Note: the 1 cup of sugar leads to a very sweet custard - I plan to cut the sugar by at least 1/4 cup next time. I also added a splash of vanilla to my custard.
Peach or Mango Custard Kuchen
from Beans, Greens and Sweet Georgia Peaches
by Damon Lee Fowler


1 cup unbleached all-purpose flour

1 tablespoon sugar

Salt

1/4 pound (1 stick) unsalted butter, softened

1 tablespoon cider vinegar

4 large eggs

1 cup half and half
1 cup sugar (you may want to cut this amount)
1 tablespoon vanilla extract

1 heaping cup peaches or mangoes, peeled, pitted and cut into cubes

1. Position a rack in the center of the oven and preheat the oven to 400 degrees. Combine the flour, sugar and a small pinch of salt in a mixing bowl. Work in the butter until the mixture resembles cookie dough (you can do this with a pastry blender or your fingers). Work in the vinegar, then press the dough evenly over the bottom and up the sides of an 8-inch square casserole or 9-inch round pie plate. Bake in the center of the oven until the crust is beginning to color, about 10 minutes. Remove it from the oven and reduce the temperature to 375 degrees.
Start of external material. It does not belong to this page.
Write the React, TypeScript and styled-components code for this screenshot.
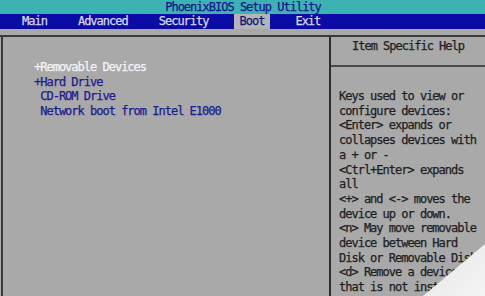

2. Add water to the bottom of a double boiler. Bring the water to a simmer over medium heat. Break the eggs into a mixing bowl and beat until they are smooth. Whisk in the cream until smooth, and then stir in the sugar and a tiny pinch of salt. Transfer the custard mixture to the top half of the double boiler and place it over the simmering water. Cook, stirring constantly, until the custard is thick enough to coat the back of the spoon. Remove it from the heat.

3. Spread the fruit over the crust and pour the custard over them. Bake in the center of the oven until the custard is set and the crust lightly browned, about 40 minutes. Serve warm or at room temperature.

Fowler suggests using raspberries, mangoes and peaches in this dessert, as well as blackberries, blueberries and sliced strawberries.